- Aim of the task
Across the material below, how many lines contain the word "styles"? Give only the number.

- Available records

•••

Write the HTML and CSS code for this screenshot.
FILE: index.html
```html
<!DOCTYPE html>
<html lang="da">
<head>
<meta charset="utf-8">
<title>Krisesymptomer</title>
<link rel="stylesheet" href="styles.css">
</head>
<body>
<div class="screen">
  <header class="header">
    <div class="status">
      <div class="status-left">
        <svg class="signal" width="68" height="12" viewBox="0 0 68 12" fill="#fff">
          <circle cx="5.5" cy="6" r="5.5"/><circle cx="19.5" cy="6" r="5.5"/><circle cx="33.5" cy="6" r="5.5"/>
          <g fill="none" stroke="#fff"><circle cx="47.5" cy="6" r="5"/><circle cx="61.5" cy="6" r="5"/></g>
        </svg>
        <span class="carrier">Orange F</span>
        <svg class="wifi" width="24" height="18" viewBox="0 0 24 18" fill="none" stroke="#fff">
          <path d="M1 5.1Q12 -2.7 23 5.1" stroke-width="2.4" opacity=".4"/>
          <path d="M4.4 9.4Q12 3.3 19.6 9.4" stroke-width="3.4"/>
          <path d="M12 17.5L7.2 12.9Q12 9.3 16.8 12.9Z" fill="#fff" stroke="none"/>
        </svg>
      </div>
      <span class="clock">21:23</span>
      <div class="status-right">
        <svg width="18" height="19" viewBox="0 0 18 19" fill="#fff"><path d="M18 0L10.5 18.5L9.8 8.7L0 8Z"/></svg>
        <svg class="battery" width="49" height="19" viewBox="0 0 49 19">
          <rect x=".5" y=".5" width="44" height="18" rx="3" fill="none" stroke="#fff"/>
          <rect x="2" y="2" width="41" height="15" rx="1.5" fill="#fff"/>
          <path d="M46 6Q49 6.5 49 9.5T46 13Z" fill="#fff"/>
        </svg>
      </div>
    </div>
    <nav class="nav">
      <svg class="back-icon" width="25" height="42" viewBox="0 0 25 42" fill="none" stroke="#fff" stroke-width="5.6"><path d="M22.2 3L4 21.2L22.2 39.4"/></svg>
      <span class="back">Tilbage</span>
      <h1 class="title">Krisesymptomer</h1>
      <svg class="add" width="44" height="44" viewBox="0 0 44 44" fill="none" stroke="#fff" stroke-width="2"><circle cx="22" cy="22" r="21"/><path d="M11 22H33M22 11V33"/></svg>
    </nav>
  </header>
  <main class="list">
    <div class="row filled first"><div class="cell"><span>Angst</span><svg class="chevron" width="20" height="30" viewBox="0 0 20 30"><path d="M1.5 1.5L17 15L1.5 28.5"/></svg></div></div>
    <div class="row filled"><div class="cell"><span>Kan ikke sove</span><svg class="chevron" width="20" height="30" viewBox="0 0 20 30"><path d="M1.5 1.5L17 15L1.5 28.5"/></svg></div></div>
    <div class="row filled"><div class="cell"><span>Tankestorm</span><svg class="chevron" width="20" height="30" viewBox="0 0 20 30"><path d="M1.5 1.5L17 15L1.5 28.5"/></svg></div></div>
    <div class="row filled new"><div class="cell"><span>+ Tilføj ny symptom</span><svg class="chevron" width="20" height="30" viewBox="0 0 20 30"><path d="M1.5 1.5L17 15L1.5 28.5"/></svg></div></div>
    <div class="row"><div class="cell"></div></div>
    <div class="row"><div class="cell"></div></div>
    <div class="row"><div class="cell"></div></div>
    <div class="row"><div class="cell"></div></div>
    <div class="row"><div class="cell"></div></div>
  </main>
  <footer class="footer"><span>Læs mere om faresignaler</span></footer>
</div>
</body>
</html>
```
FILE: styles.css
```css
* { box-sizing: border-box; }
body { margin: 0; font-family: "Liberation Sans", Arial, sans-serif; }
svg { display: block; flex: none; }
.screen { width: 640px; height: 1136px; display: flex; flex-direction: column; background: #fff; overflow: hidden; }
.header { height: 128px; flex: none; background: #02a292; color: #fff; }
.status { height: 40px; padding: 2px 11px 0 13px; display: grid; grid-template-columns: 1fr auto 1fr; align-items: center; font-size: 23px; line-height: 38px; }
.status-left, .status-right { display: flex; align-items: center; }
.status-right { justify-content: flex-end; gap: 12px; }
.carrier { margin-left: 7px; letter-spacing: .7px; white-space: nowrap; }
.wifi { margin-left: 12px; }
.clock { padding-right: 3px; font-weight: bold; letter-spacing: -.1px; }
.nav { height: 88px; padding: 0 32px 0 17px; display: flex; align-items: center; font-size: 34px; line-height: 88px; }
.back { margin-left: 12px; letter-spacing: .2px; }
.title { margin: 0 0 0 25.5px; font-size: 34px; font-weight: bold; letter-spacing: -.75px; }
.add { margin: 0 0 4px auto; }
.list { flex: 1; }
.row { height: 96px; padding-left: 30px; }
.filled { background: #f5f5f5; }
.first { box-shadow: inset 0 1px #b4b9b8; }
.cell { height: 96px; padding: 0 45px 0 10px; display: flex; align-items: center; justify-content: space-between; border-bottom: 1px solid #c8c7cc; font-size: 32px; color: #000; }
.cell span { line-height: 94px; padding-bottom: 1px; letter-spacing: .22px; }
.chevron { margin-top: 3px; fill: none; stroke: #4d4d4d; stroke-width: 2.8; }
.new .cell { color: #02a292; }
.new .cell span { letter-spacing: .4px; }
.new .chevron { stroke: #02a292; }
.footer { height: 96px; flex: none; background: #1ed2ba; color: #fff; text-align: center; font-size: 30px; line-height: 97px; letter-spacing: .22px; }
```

•••

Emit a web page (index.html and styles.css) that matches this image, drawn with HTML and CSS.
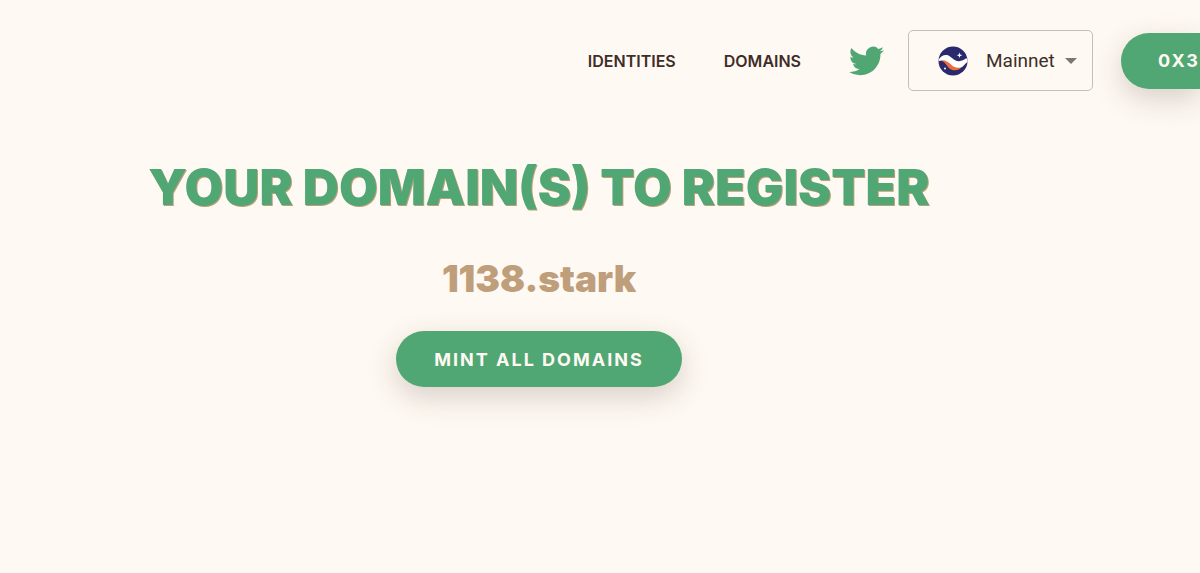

•••

- Exercise output
3